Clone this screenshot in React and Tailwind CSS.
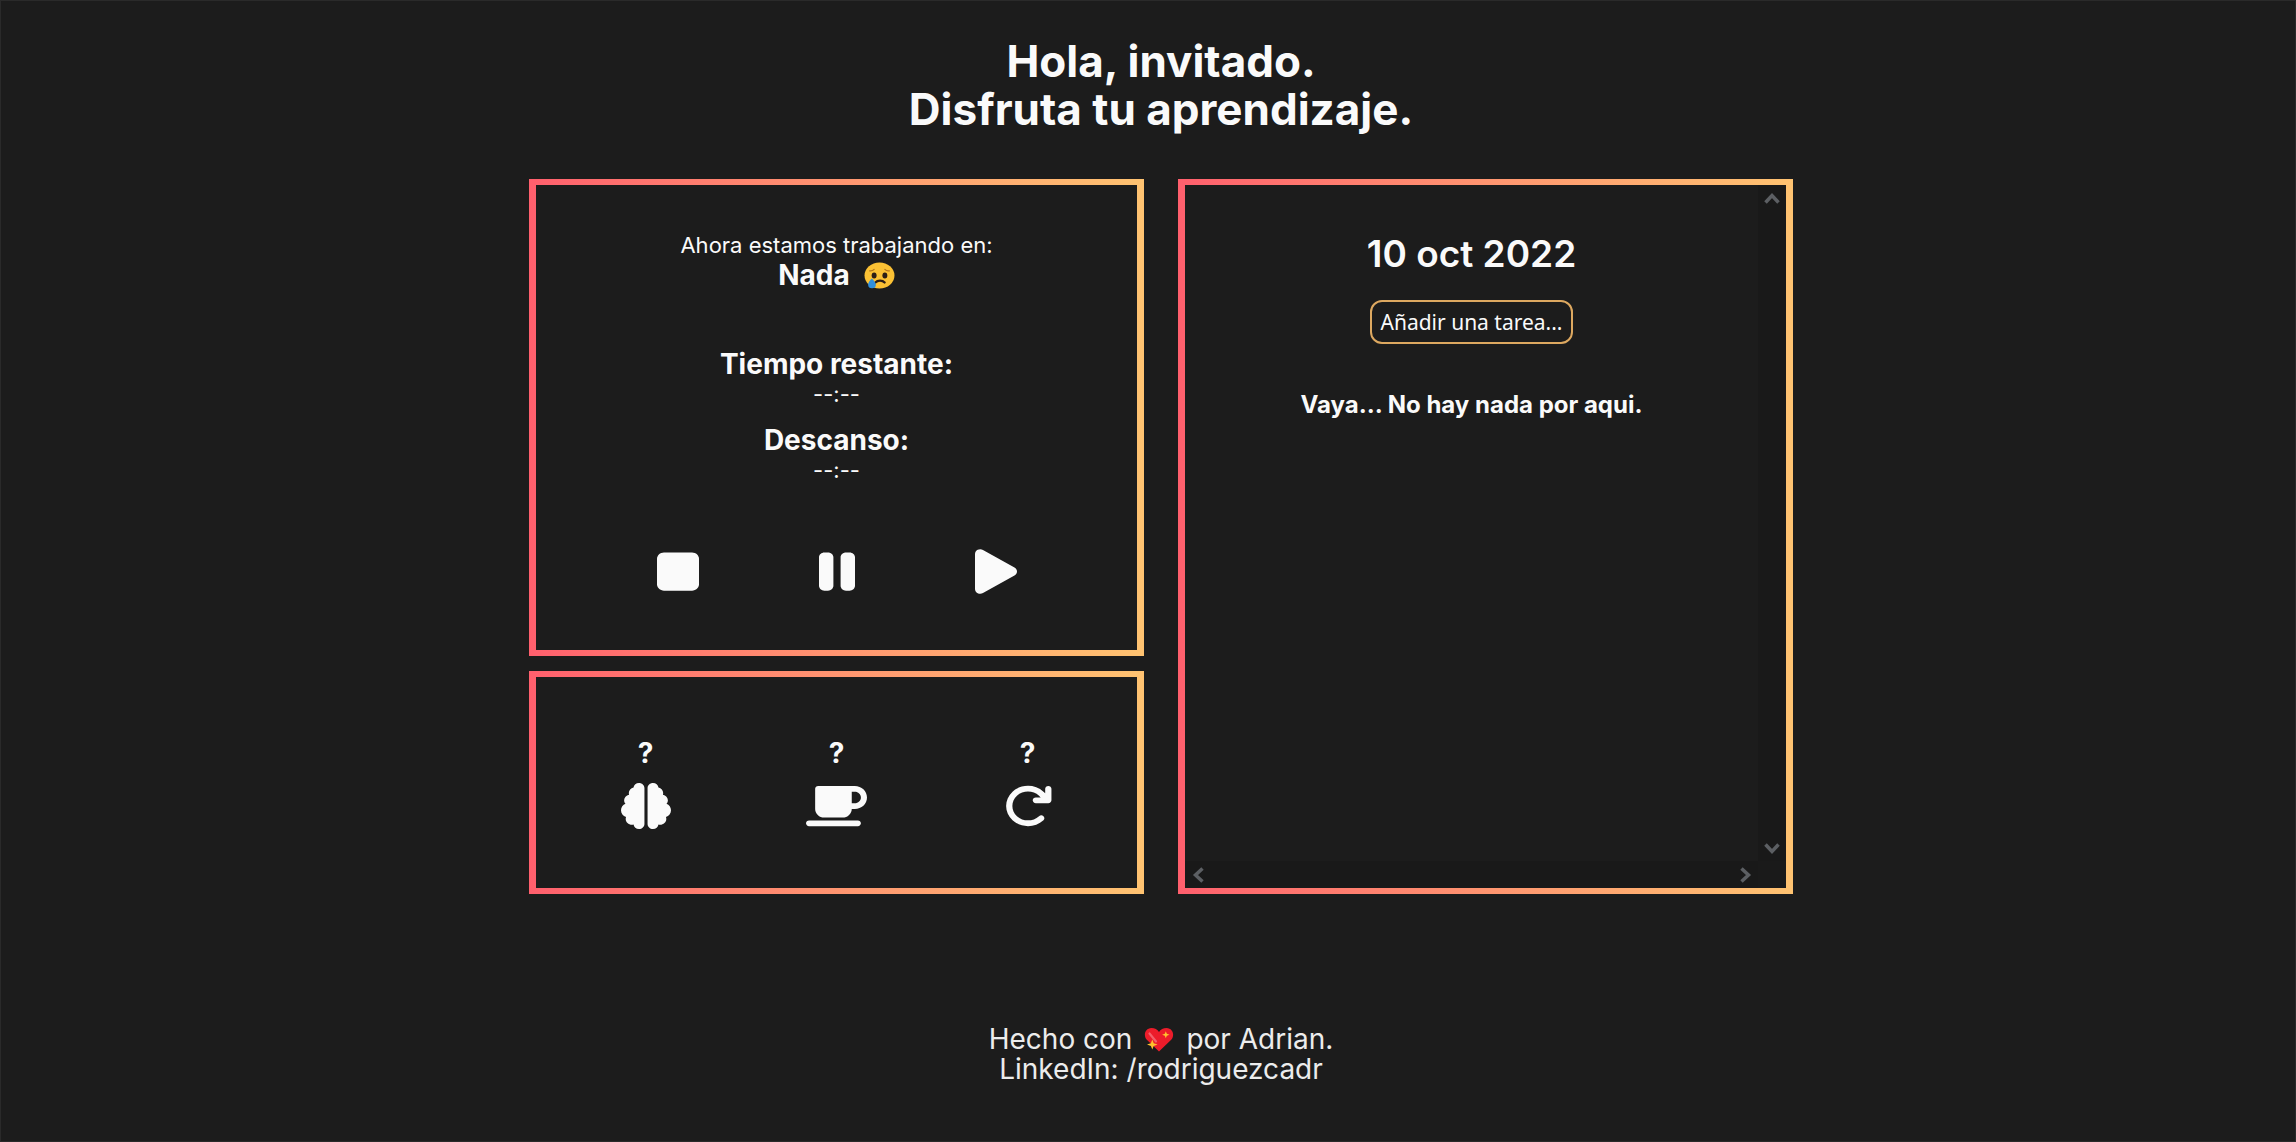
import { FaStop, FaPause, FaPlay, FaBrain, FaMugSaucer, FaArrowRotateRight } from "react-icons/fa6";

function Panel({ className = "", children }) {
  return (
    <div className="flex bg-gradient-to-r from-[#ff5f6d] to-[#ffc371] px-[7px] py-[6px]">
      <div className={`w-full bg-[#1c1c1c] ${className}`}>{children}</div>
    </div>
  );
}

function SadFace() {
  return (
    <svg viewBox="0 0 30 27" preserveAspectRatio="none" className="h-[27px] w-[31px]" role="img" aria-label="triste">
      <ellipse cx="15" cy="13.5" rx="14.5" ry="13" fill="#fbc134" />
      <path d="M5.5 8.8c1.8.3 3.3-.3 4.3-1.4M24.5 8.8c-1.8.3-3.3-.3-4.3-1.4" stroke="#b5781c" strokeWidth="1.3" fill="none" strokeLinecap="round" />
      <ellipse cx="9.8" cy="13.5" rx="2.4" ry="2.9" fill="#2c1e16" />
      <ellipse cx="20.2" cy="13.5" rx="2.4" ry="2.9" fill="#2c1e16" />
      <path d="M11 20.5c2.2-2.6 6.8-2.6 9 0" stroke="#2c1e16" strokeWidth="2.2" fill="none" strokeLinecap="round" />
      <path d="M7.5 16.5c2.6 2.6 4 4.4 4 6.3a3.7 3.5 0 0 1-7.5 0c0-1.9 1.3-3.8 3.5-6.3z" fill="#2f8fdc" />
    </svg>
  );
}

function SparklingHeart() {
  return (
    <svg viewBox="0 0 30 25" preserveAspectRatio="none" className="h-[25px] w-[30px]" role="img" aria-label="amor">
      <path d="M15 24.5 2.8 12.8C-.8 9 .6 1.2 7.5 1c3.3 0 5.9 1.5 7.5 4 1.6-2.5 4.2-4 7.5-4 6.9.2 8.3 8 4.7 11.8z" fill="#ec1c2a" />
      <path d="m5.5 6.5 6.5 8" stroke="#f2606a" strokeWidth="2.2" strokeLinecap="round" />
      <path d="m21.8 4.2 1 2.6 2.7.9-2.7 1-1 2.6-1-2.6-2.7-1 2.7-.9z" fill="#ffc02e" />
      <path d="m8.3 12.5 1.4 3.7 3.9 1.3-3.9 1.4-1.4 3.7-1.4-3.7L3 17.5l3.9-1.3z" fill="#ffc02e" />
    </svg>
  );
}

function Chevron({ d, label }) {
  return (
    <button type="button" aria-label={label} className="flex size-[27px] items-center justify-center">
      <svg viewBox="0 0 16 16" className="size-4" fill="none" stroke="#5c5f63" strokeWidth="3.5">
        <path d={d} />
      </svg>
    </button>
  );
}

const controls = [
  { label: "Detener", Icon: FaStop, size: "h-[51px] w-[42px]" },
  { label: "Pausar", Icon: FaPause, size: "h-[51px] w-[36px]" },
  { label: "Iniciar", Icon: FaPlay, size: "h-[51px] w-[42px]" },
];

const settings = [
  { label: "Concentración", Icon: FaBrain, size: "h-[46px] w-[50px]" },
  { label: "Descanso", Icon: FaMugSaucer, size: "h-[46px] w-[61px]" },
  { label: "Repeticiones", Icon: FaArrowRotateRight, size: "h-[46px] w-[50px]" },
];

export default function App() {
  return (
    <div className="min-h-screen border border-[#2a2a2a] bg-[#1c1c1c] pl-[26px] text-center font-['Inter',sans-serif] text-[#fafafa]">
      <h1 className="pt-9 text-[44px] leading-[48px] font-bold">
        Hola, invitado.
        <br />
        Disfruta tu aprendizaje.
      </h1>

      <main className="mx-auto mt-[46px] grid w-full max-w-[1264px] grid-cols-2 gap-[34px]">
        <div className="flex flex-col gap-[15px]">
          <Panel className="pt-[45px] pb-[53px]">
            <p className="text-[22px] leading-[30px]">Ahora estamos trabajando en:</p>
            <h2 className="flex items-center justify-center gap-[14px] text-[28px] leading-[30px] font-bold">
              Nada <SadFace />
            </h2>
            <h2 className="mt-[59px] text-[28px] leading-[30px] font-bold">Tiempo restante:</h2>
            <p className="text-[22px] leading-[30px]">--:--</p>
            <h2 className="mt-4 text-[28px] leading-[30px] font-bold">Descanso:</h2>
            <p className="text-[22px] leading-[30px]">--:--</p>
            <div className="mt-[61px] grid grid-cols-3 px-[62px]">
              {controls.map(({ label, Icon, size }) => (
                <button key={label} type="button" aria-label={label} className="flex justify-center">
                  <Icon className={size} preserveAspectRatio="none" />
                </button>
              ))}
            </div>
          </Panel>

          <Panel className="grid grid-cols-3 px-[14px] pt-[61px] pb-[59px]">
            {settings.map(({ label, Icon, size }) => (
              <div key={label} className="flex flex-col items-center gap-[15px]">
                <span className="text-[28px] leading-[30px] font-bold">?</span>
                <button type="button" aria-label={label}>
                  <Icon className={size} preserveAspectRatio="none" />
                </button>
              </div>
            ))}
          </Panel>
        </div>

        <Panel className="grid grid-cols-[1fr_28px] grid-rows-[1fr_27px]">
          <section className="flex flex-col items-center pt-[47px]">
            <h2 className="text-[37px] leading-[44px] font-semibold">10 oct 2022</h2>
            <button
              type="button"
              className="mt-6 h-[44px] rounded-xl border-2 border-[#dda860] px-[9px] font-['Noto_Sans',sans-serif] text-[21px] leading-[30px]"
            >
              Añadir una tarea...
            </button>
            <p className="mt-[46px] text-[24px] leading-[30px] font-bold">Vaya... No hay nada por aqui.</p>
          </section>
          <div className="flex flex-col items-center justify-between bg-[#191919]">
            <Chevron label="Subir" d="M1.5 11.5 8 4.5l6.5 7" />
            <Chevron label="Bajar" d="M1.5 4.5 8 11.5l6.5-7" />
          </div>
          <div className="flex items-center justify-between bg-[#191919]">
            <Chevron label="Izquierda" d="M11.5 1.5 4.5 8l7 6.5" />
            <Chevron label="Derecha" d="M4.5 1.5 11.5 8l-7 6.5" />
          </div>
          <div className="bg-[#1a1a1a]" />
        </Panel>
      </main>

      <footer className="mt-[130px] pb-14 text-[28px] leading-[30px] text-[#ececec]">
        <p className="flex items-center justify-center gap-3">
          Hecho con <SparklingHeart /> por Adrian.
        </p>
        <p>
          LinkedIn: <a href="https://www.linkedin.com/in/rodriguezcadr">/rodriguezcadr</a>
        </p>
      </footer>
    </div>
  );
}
━━━━━━━━━━━━━━━━
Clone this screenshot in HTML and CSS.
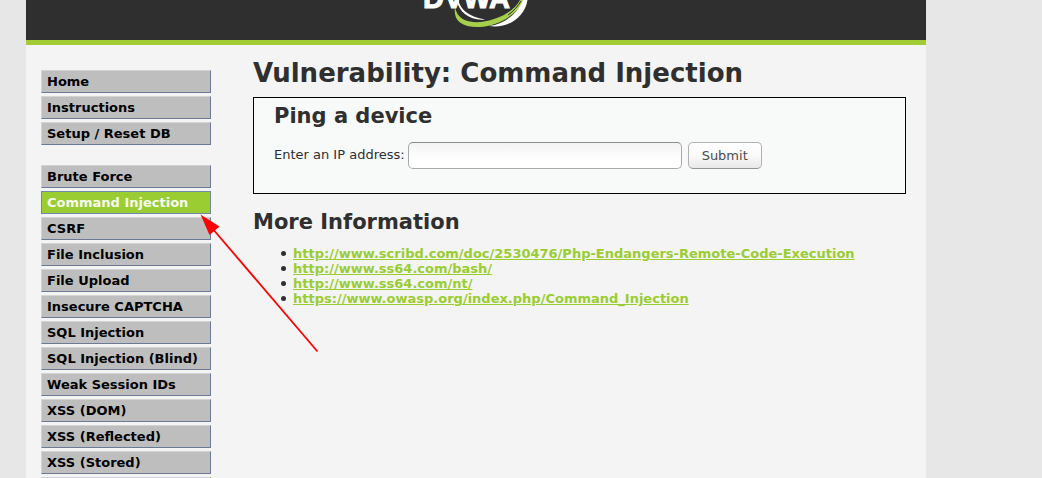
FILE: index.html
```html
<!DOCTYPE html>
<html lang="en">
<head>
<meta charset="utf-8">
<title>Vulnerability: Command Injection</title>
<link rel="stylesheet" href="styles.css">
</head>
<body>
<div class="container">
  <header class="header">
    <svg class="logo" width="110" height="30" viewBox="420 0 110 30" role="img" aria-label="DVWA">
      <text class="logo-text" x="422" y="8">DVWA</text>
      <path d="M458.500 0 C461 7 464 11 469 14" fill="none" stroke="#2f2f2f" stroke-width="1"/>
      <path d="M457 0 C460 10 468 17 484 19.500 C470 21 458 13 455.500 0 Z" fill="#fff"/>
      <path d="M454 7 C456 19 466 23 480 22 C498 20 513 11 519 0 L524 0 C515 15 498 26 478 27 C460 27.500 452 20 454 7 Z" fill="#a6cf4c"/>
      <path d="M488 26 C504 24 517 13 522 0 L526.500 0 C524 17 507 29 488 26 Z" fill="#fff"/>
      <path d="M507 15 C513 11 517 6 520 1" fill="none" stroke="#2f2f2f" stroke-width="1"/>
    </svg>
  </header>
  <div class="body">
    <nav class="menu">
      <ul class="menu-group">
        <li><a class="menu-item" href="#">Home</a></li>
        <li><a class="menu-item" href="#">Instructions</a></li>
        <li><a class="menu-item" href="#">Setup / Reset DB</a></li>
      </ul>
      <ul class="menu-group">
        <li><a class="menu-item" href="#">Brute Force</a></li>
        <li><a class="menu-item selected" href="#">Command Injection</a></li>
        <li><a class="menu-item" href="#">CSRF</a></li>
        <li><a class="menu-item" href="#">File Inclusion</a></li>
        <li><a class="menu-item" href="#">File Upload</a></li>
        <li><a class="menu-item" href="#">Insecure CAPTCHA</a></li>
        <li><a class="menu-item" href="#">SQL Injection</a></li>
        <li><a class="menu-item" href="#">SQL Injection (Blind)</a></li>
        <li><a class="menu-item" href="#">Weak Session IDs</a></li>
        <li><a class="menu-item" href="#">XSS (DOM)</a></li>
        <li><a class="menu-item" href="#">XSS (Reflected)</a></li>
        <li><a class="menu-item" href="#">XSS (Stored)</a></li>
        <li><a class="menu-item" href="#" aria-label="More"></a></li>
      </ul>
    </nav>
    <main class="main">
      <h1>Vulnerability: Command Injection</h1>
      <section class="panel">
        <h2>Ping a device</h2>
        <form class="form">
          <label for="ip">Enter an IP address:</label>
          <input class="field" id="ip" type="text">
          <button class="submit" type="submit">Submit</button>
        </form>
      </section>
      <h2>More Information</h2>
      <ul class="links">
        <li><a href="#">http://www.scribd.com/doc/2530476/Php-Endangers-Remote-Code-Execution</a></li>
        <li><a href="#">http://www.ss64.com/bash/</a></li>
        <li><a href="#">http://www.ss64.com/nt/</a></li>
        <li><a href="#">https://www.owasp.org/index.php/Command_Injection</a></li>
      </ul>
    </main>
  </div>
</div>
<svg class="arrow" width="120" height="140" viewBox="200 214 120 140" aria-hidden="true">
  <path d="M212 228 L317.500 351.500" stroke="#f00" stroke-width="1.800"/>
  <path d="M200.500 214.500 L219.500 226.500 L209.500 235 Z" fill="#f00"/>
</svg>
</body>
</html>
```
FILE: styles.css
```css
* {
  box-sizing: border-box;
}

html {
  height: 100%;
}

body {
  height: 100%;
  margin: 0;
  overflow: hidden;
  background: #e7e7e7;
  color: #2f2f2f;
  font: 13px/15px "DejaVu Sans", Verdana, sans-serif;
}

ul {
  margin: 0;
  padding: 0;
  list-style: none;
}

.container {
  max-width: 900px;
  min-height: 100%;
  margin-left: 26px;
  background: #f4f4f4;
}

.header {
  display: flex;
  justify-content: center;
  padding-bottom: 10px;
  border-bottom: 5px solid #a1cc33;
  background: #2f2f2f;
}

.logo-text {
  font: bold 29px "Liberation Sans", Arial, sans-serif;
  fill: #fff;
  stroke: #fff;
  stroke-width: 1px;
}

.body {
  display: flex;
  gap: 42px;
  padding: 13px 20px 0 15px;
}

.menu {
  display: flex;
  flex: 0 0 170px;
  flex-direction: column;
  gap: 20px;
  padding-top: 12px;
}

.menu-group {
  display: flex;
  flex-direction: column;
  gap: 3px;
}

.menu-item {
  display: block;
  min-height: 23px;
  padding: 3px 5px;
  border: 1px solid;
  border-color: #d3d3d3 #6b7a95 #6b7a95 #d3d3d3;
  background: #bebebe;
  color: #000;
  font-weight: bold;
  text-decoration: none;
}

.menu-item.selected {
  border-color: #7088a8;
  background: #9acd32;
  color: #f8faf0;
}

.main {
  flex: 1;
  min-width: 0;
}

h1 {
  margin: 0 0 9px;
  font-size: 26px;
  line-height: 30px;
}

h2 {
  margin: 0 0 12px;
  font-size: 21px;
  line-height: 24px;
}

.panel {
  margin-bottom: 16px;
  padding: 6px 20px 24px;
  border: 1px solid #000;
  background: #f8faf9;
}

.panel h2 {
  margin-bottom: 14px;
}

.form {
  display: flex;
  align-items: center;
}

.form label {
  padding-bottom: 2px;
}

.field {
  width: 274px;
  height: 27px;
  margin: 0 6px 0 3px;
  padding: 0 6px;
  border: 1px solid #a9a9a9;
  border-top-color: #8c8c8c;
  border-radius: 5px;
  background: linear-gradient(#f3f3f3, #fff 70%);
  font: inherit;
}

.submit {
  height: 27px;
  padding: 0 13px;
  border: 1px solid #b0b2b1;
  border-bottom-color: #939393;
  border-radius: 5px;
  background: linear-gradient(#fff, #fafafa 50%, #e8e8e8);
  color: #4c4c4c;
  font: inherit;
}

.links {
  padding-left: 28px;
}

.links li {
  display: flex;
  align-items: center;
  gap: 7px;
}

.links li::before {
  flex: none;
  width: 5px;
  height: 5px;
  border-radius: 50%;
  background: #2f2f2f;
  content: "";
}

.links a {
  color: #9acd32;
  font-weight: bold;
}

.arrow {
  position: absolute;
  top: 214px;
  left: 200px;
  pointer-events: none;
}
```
━━━━━━━━━━━━━━━━
Everything from the line that contains "Clone this screenshot in React" down to the line that contains "FaBrain, FaMugSaucer, FaArrowRotateRight" should be written out exactly, end lines too, minus the pictures.

Clone this screenshot in React and Tailwind CSS.
import { FaStop, FaPause, FaPlay, FaBrain, FaMugSaucer, FaArrowRotateRight } from "react-icons/fa6";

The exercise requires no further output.